In a split vote at the beginning of the month, the Hall County Board of Commissioners ousted administrator Charley Nix, assistant administrator Phil Sutton, finance director Michaela Thompson and attorney Bill Blalock.

Jock Connell was named interim county administrator for a six-month period while a search for a permanent administrator is conducted.

Connell, who worked in Gwinnett County for 23 years before taking the interim post with Hall, said he has witnessed big changes at the county level before.

"When it's going on, people think it's the end of the world. When it's going on, it is very serious for the elected people, for the citizens, for the business community, but it's also very serious for those people who are personally affected," Connell said.

"Time has a way of calming down feelings, and it has a way of clearing people's thinking a little bit, and it has a way of just settling things down. I think you'll see that'll happen here, too."

Langford D. Holbrook, a former county administrator and public service associate at the Fanning Leadership Institute at the University of Georgia, said though the changes to Hall County's government are drastic, they likely won't have a lasting impact.

"The reality is that's how the system is set up, and that's going to happen," Holbrook said. "It doesn't mean that change for change's sake is always good, but it's part of how our political system is designed."

He said as an administrator, he was always prepared for the possibility of a new board voting to replace him.

"Sometimes you just get fired because people want their own people in, and that's how it goes," Holbrook said "It doesn't mean it's fun when everybody gets fired, but that's just how it goes in this business. As they say, you serve at the pleasure of the board. At any given day, the majority can fire you for any cause or no cause at all."

Board of Commissioners Chairman Tom Oliver worries that the recent changes to the administration could have long-term implications for the county.

"It's a challenge that's putting a real unfavorable light onto county government at this time," Oliver said. "Only time will tell how this decision works out. I think there are challenges that we don't know what they are now. Before we had a manageable situation. I don't know what the situation is now."

Though they have met just once, it appears the voting lines on the commission have been drawn. In almost every vote at the Jan. 6 meeting, commissioners Oliver and Billy Powell voted together while newcomers Scott Gibbs and Craig Lutz joined Ashley Bell to form a 3-2 majority.

Holbrook said while it's not an ideal situation, its often the reality on a five-member board. As long as discussions remain productive, split votes are not a sign of dysfunction.

"You don't want it just to be the three, but I don't think it's a poisonous dynamic," Holbrook said. "In this country people have legitimately different views of government. ... That's why you only need a majority. You have representatives from all those districts but in the end all you need is a simple majority."

County residents likely won't be affected much by the changes, Holbrook said.

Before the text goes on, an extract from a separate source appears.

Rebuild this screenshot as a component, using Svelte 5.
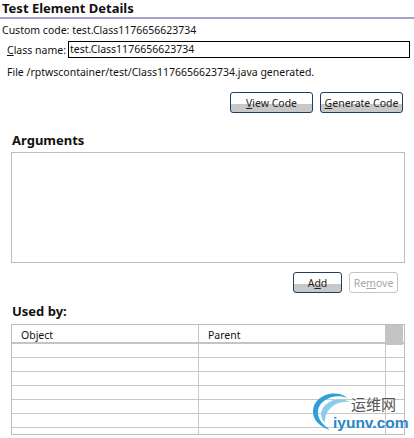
<script lang="ts">
	// Test element details panel, fixed snapshot data
	const className = 'test.Class1176656623734';
	const rows = [0, 1, 2, 3, 4, 5, 6];
</script>

<div class="panel">
	<h1>Test Element Details</h1>
	<p class="custom">Custom code: {className}</p>
	<div class="name-row">
		<span><u>C</u>lass name:</span>
		<div class="field">{className}</div>
	</div>
	<p class="status">File /rptwscontainer/test/Class1176656623734.java generated.</p>
	<div class="actions top">
		<button class="btn wide"><u>V</u>iew Code</button>
		<button class="btn wide"><u>G</u>enerate Code</button>
	</div>

	<h2 class="args">Arguments</h2>
	<div class="args-box"></div>
	<div class="actions bottom">
		<button class="btn small">A<u>d</u>d</button>
		<button class="btn small off">Re<u>m</u>ove</button>
	</div>

	<h2 class="used">Used by:</h2>
	<div class="table">
		<div class="head">
			<div class="cell obj">Object</div>
			<div class="cell par">Parent</div>
			<div class="spare"></div>
		</div>
		{#each rows as r (r)}
			<div class="row" class:last={r === 6}>
				<div class="c1"></div>
				<div class="c2"></div>
				<div class="c3"></div>
			</div>
		{/each}
	</div>

	<div class="mark">
		<svg width="44" height="50" viewBox="0 0 44 50" aria-hidden="true">
			<path d="M38 10C24 0 3 8 3 24C3 32 10 39 20 42C12 36 7 30 8 23C9 12 24 5 38 10Z" fill="#2f9fd8" />
			<path d="M40 14C28 7 12 14 11 26C11 30 13 33 15 35C14 24 24 12 40 14Z" fill="#8ccbea" />
		</svg>
		<span class="cn">运维网</span>
		<span class="en">iyunv.com</span>
	</div>
</div>

<style>
	:global(body) {
		margin: 0;
		background: #fff;
	}

	.panel {
		position: relative;
		width: 414px;
		height: 438px;
		overflow: hidden;
		box-sizing: border-box;
		font-family: 'Noto Sans', 'Noto Sans CJK SC', sans-serif;
		font-size: 10.5px;
		color: #111;
	}

	h1,
	h2,
	p {
		margin: 0;
	}

	h1 {
		font-size: 13px;
		line-height: 16px;
		font-weight: 700;
		padding-left: 2px;
		height: 17px;
		border-bottom: 2px solid #a5a2cc;
	}

	.custom {
		line-height: 16px;
		margin-top: 3px;
		padding-left: 2px;
	}

	.name-row {
		display: flex;
		align-items: center;
		gap: 5px;
		margin-top: 3px;
		padding-left: 7px;
	}

	.name-row span {
		width: 56px;
		white-space: nowrap;
	}

	.field {
		width: 342px;
		height: 17px;
		box-sizing: border-box;
		border: 1px solid #000;
		line-height: 15px;
		padding-left: 1px;
	}

	.status {
		line-height: 16px;
		margin-top: 6px;
		padding-left: 7px;
	}

	.actions {
		display: flex;
		justify-content: flex-end;
		gap: 7px;
	}

	.actions.top {
		margin-top: 12px;
		padding-right: 11px;
	}

	.actions.bottom {
		margin-top: 9px;
		padding-right: 16px;
	}

	.btn {
		box-sizing: border-box;
		padding: 0;
		height: 21px;
		font: inherit;
		color: #222;
		background: linear-gradient(#fff 60%, #c8c8c8 60%);
		border: 1px solid #1f3f5f;
		border-radius: 3px;
	}

	.wide {
		width: 83px;
	}

	.small {
		width: 49px;
	}

	.off {
		background: #fff;
		border-color: #c4c4c4;
		color: #a8a8a8;
	}

	h2 {
		font-size: 13px;
		line-height: 16px;
		font-weight: 700;
		padding-left: 12px;
	}

	.args {
		margin-top: 19px;
	}

	.args-box {
		margin: 4px 9px 0 11px;
		height: 111px;
		box-sizing: border-box;
		border: 1px solid #bdbdbd;
	}

	.used {
		margin-top: 10px;
	}

	.table {
		margin: 5px 9px 0 11px;
		box-sizing: border-box;
		border: 1px solid #bdbdbd;
	}

	.head {
		display: grid;
		grid-template-columns: 186px 187px 1fr;
		height: 17px;
		border-bottom: 2px solid #c4c4c4;
	}

	.cell {
		line-height: 20px;
		padding-left: 9px;
	}

	.par {
		border-left: 1px solid #c4c4c4;
	}

	.spare {
		background: #c4c4c4;
		margin-right: 1px;
	}

	.row {
		display: grid;
		grid-template-columns: 186px 187px 1fr;
		height: 13px;
		border-bottom: 1px solid #c8c8c8;
	}

	.row.last {
		height: 6px;
		border-bottom: 0;
	}

	.c2,
	.c3 {
		border-left: 1px solid #c8c8c8;
	}

	/* watermark sits on top of the table */
	.mark {
		position: absolute;
		left: 308px;
		top: 388px;
		width: 106px;
		height: 50px;
	}

	.mark svg {
		position: absolute;
		left: 2px;
		top: 0;
	}

	.cn {
		position: absolute;
		left: 43px;
		top: 6px;
		font-size: 15px;
		line-height: 20px;
		color: #555;
	}

	.en {
		position: absolute;
		left: 25px;
		top: 26px;
		font-family: 'Liberation Sans', sans-serif;
		font-size: 15.5px;
		line-height: 18px;
		font-weight: 700;
		color: #2a86c8;
		white-space: nowrap;
	}
</style>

"For a while there's probably a lot of flash and excitement and maybe even drama," Holbrook said. "But most of what local government boards and authorities deal with is that boring day-to-day stuff of dealing with sewer and paving roads and picking up trash in the snow. And after a while those are the big issues they come to bear, the real things that government is there for. That stuff still has to be done, no matter what your view politically is."

Hall County Public Information Officer Nikki Young said county employees are taking the changes in stride.

"Nothing has really changed for most of our employees. Most people are not affected directly by who the county administrator is," Young said.

County residents shouldn't be impacted much by the transition in administration.

"The day-to-day functions that we perform as a government have not changed," Young said. "Our employees go to work every day and ... provide all the essential services that the county has always provided."